Written instruction: How many lines in the listing below include the word "TypeScript"? Reply with the count alone.

------------------------------

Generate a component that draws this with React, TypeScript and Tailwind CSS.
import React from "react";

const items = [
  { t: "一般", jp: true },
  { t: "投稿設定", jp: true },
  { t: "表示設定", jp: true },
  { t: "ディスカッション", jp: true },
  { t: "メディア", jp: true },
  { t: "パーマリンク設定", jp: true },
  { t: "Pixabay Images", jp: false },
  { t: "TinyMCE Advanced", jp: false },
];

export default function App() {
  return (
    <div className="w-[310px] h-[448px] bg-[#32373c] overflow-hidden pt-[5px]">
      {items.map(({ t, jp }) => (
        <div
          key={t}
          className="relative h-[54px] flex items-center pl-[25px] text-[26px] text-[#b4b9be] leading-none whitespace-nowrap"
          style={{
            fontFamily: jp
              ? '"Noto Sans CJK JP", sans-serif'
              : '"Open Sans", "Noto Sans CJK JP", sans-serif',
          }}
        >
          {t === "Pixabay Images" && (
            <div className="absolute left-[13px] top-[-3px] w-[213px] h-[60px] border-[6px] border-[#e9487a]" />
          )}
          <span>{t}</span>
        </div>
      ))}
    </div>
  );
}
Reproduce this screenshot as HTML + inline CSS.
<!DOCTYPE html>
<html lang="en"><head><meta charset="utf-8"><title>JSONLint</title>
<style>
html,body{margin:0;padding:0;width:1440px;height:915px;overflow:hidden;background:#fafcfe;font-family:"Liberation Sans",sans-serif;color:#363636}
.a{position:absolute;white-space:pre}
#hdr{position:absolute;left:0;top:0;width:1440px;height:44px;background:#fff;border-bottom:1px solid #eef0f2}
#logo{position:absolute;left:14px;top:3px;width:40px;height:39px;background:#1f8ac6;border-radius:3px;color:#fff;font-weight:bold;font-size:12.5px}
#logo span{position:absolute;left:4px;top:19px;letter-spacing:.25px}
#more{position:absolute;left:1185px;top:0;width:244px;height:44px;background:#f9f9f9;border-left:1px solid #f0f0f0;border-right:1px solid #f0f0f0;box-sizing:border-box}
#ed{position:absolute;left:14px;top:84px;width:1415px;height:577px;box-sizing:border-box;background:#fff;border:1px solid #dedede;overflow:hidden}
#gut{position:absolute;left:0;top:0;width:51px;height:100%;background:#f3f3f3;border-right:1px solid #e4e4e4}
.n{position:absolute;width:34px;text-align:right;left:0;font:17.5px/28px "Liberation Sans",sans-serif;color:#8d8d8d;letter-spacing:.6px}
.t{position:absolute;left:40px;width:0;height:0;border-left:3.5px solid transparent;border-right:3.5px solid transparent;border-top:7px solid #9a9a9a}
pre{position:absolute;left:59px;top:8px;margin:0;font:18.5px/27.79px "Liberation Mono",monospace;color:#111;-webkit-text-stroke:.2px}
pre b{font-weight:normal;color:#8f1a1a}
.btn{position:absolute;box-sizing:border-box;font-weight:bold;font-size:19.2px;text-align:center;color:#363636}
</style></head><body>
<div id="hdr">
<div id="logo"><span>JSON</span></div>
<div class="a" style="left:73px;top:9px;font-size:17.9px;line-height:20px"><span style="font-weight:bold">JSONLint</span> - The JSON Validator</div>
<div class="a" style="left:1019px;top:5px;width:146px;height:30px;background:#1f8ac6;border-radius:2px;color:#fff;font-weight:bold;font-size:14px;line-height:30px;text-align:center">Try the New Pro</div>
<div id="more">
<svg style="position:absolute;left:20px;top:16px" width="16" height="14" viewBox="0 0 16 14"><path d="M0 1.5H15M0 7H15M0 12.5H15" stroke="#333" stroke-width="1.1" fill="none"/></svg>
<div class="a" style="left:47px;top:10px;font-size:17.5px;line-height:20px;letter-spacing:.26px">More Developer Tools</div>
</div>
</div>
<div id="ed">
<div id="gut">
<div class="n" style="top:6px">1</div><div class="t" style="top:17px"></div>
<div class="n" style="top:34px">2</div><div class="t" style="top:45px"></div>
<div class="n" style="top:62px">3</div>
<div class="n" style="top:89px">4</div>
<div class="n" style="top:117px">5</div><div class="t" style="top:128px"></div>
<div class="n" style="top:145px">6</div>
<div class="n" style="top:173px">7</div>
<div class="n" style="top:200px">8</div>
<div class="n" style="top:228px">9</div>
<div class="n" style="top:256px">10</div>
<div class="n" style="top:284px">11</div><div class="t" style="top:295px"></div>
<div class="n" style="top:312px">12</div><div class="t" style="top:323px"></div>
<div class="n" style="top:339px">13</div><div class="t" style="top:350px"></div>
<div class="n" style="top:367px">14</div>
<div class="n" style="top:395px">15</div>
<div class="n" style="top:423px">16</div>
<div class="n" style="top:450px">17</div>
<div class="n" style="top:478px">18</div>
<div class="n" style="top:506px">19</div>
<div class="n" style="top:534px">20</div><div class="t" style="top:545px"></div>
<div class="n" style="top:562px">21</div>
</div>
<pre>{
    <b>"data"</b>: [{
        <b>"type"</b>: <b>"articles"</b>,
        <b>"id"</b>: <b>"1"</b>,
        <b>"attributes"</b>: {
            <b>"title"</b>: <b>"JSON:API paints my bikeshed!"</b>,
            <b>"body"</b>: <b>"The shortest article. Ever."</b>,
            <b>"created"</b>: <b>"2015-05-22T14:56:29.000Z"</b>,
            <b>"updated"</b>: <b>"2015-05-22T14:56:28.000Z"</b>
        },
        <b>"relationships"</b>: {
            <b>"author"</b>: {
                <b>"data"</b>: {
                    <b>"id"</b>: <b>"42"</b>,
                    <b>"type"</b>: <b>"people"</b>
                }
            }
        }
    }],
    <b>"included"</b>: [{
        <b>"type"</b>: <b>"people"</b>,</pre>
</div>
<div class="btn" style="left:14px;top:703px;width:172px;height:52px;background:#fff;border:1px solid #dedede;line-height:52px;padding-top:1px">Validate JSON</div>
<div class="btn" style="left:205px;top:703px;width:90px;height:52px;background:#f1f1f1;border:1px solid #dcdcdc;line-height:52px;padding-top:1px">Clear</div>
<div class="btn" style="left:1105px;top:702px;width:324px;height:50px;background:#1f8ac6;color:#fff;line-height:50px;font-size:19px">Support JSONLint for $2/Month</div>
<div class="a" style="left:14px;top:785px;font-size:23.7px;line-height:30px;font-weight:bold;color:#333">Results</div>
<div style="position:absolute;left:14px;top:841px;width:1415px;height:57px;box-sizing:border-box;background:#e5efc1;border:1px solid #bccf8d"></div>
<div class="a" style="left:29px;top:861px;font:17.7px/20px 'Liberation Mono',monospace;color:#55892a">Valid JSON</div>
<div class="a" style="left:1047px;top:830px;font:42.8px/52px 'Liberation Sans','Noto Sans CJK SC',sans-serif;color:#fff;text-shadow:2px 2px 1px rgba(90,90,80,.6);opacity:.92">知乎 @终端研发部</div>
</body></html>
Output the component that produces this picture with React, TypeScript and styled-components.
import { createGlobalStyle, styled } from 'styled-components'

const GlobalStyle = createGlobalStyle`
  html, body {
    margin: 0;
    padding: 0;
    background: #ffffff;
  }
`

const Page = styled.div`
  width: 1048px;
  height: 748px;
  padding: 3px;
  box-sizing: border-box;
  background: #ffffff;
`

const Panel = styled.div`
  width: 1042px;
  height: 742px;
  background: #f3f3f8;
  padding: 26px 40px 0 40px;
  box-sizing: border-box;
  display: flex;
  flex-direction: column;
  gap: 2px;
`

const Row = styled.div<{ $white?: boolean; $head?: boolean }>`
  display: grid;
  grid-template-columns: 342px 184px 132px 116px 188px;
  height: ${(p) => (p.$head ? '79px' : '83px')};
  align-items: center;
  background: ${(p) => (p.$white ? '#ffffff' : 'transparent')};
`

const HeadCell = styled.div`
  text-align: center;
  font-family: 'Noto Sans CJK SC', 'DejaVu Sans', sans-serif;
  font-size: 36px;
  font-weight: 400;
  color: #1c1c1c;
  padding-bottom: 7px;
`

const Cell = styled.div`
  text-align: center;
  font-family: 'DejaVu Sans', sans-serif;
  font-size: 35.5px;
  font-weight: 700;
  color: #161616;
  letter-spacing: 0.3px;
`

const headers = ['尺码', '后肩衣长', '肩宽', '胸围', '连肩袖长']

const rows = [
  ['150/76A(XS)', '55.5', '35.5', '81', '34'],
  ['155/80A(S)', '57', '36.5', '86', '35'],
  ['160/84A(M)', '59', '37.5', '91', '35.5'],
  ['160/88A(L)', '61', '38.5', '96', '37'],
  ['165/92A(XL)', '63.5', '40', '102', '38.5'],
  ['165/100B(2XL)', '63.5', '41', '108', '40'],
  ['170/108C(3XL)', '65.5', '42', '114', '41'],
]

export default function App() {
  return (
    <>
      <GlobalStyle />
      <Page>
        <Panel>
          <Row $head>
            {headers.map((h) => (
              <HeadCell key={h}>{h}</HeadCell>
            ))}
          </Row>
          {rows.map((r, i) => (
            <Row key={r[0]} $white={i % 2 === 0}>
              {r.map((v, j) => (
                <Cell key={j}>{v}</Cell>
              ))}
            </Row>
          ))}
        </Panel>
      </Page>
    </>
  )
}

------------------------------

The reply: 2